───── Data lines
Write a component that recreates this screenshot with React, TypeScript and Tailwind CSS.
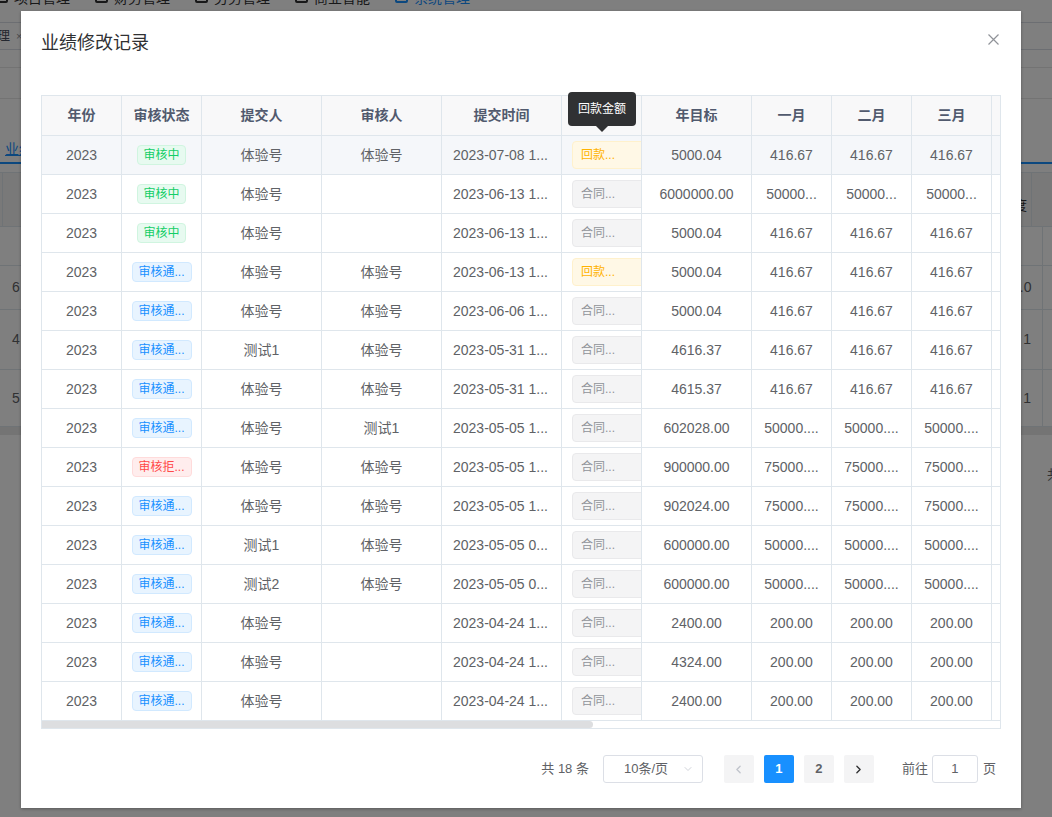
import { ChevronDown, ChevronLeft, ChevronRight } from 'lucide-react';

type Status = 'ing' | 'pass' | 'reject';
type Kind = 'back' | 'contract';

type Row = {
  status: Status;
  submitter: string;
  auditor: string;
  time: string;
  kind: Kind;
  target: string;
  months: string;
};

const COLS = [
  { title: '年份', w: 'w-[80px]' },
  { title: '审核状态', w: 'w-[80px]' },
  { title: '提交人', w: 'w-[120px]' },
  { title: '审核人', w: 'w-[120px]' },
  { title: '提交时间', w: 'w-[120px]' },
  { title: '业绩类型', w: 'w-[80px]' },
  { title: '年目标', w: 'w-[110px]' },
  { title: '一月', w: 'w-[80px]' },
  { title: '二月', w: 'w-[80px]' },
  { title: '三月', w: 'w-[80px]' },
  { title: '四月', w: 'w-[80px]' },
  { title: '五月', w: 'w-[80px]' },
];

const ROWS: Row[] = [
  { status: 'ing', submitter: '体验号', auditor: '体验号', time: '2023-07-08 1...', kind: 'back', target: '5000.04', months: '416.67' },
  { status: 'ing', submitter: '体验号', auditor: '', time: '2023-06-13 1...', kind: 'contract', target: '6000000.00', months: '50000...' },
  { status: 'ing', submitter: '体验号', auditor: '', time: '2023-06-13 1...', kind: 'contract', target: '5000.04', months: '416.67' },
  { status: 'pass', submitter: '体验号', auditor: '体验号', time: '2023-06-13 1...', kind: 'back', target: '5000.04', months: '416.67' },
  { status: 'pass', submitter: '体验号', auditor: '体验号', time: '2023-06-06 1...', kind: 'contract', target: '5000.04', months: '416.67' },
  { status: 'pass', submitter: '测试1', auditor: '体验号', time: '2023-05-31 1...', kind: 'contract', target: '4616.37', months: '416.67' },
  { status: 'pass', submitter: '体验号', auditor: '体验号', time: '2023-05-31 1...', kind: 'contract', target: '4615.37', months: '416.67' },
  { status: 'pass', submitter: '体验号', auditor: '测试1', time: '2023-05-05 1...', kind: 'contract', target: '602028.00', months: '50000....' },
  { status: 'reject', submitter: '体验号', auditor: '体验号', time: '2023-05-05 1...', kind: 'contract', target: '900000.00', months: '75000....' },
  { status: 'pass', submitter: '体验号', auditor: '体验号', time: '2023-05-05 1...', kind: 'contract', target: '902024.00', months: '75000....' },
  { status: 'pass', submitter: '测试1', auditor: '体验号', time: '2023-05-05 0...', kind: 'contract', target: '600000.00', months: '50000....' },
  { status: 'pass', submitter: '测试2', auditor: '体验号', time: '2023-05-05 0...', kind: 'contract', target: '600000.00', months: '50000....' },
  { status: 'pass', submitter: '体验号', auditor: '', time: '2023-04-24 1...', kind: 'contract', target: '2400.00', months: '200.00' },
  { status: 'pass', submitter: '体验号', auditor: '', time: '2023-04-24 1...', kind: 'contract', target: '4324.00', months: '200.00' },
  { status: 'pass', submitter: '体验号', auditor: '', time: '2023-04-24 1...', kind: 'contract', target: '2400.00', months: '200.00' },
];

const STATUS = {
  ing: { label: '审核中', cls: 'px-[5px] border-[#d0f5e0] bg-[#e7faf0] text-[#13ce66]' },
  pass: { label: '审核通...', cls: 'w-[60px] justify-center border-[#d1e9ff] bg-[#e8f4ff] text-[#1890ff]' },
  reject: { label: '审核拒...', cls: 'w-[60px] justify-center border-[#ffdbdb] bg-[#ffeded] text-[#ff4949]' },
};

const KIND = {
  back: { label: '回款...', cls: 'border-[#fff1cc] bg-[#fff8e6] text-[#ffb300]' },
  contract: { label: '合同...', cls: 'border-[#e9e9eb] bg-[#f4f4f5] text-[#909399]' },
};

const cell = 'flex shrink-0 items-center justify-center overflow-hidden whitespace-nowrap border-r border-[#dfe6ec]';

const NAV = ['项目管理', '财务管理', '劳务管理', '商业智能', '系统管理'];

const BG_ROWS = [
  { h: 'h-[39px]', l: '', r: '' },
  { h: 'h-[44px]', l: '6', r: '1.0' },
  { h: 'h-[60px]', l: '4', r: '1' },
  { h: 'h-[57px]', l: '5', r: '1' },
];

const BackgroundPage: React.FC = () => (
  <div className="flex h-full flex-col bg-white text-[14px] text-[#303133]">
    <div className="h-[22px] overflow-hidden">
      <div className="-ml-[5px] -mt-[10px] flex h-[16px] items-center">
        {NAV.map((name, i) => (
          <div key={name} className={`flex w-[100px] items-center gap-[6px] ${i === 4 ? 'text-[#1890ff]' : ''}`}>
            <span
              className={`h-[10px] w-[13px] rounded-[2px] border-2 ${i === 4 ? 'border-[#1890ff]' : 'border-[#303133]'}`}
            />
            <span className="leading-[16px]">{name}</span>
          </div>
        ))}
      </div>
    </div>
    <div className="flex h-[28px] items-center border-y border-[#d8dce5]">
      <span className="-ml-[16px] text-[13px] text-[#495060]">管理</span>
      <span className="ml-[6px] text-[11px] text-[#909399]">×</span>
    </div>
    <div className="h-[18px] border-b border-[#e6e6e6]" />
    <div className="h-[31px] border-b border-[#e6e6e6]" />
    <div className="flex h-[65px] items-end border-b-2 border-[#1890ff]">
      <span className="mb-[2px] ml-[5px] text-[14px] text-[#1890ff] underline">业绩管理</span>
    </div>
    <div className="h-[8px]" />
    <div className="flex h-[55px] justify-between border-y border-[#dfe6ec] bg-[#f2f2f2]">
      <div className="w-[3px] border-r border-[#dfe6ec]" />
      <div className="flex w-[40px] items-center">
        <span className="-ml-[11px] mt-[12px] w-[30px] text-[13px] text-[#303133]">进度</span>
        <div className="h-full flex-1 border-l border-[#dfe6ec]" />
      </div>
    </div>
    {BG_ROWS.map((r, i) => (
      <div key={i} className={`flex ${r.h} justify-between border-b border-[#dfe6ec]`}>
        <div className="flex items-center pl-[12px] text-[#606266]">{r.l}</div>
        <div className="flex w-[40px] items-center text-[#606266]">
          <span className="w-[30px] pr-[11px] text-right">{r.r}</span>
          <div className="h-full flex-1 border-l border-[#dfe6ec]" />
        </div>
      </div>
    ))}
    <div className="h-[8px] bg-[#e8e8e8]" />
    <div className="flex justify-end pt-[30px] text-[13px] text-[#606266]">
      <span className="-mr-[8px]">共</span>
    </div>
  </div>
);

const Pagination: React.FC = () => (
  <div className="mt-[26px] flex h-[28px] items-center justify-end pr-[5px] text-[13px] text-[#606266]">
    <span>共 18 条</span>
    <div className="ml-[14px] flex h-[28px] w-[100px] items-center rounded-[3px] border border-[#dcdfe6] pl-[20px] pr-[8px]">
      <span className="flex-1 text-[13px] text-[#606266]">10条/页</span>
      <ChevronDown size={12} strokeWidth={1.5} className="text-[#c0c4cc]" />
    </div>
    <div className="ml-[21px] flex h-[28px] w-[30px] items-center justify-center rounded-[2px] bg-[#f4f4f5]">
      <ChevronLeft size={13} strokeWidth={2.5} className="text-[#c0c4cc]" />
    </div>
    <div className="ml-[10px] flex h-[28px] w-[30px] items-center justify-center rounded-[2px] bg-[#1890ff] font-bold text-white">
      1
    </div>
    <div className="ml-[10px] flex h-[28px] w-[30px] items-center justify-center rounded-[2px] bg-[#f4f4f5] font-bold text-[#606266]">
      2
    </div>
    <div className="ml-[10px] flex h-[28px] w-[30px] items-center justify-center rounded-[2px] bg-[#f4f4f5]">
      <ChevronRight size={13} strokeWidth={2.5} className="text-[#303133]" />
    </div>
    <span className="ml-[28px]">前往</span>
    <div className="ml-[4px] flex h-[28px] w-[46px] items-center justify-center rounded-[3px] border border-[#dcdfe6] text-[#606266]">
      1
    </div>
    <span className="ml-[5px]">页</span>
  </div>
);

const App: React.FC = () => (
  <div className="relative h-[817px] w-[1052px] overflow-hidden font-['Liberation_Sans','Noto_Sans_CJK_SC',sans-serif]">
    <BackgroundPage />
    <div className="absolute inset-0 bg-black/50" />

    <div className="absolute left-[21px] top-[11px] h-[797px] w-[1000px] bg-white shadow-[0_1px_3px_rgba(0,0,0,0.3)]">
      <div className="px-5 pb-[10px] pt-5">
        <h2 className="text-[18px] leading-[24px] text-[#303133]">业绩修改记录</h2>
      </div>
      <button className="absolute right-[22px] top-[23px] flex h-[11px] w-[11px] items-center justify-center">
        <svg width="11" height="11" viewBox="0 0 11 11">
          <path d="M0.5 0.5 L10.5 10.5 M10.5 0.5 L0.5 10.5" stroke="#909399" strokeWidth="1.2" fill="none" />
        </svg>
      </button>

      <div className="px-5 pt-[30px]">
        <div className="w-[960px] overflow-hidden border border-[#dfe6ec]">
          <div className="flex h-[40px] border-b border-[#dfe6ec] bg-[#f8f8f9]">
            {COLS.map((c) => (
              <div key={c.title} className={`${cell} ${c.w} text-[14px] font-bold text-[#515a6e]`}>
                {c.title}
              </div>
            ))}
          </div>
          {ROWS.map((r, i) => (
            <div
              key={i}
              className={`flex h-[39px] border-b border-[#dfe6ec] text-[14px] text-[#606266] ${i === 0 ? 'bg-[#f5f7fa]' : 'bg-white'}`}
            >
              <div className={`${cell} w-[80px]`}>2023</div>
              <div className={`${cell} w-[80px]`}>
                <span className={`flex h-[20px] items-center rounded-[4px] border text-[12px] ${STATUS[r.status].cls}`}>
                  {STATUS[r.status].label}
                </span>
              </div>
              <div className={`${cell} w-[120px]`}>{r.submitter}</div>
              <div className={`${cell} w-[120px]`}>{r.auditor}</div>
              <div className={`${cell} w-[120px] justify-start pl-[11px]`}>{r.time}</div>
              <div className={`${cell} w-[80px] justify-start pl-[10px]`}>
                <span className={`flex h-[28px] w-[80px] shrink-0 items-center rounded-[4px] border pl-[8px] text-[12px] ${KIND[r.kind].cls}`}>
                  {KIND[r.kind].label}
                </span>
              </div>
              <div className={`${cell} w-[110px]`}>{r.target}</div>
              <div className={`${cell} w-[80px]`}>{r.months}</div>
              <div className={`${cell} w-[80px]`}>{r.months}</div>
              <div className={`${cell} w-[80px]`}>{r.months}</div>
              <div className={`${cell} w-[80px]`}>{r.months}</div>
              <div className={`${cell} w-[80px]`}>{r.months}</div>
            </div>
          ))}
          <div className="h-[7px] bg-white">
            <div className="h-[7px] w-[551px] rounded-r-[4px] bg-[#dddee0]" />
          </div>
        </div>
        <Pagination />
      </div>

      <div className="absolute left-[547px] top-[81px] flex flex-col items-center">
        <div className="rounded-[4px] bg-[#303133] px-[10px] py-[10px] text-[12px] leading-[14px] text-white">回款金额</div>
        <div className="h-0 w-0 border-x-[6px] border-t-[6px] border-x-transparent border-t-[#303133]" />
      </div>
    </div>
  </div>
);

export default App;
──────────
Give again exactly the lines running from the beginning of the material above through the line that contains "type Kind = 'back' | 'contract';", and leave out every picture.

[Finished answer]
Write a component that recreates this screenshot with React, TypeScript and Tailwind CSS.
import { ChevronDown, ChevronLeft, ChevronRight } from 'lucide-react';

type Status = 'ing' | 'pass' | 'reject';
type Kind = 'back' | 'contract';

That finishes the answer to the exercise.